Data shown:
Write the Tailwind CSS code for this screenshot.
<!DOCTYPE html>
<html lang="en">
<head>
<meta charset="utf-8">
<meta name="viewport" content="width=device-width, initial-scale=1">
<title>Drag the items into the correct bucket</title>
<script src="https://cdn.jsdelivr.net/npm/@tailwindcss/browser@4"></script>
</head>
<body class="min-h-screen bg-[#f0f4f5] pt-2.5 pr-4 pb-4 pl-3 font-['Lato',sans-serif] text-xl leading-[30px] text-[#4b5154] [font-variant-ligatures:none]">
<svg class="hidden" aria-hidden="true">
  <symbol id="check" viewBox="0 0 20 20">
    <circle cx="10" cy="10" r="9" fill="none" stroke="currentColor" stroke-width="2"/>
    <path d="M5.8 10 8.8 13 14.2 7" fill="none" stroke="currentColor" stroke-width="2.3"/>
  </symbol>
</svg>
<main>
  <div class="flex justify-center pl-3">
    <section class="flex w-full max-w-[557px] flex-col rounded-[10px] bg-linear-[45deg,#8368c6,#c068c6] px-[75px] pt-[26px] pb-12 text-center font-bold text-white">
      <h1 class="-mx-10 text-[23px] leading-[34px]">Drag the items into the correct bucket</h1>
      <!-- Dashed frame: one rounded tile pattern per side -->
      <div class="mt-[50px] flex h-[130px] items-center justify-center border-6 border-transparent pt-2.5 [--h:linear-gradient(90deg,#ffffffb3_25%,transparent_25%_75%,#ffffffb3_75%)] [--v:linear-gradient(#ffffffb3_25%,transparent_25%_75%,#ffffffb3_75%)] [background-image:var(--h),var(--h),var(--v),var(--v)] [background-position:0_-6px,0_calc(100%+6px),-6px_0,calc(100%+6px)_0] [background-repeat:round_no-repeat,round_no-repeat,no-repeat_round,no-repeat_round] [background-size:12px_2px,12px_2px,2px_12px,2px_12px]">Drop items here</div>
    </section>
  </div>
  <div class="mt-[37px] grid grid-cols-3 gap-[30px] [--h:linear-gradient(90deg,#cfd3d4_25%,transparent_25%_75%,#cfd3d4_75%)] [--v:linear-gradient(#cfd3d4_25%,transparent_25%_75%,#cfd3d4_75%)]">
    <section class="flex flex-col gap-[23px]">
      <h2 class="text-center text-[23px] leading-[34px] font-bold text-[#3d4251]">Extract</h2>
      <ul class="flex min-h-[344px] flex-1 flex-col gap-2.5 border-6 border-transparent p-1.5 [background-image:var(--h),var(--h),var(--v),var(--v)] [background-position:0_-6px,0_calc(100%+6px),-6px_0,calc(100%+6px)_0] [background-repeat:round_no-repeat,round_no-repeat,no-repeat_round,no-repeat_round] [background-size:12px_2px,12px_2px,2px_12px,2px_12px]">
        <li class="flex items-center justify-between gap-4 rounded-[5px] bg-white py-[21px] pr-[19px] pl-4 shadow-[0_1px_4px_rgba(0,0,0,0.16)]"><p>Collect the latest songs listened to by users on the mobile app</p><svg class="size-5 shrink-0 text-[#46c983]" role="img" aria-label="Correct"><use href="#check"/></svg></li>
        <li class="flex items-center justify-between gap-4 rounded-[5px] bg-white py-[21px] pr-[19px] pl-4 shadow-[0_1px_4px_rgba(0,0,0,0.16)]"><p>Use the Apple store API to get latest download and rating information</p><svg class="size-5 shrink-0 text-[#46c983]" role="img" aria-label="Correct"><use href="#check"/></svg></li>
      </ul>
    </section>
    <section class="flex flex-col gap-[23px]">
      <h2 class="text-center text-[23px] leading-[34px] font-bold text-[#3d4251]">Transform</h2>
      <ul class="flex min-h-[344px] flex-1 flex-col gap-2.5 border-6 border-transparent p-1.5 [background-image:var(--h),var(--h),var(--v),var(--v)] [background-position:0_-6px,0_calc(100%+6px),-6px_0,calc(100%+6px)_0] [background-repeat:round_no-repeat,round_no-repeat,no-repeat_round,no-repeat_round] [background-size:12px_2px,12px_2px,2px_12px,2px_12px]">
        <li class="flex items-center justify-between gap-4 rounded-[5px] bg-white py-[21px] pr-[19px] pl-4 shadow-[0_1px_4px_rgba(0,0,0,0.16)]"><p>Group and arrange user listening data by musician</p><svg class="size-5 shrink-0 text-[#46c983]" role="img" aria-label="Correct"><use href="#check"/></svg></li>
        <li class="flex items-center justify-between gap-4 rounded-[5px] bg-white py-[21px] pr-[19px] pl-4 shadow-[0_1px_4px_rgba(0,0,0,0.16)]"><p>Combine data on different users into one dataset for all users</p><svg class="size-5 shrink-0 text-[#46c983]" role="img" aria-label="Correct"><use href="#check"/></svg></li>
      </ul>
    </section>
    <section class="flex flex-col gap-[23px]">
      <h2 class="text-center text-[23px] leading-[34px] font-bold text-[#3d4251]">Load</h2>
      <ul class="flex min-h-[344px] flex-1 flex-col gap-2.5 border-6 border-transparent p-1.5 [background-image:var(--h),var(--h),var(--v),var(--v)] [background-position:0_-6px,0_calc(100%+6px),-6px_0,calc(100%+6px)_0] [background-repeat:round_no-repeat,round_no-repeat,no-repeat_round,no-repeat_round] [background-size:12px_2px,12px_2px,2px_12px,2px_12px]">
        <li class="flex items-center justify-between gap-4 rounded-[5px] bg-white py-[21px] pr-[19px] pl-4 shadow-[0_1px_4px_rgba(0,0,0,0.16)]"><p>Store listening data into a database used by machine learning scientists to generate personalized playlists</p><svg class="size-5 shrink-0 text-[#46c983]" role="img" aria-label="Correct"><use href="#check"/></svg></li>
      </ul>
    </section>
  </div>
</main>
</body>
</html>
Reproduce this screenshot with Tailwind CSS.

What you have to do:
Pull out all lines from the entries above in which the word "screenshot" appears.

Correct answer:
Write the Tailwind CSS code for this screenshot.
Reproduce this screenshot with Tailwind CSS.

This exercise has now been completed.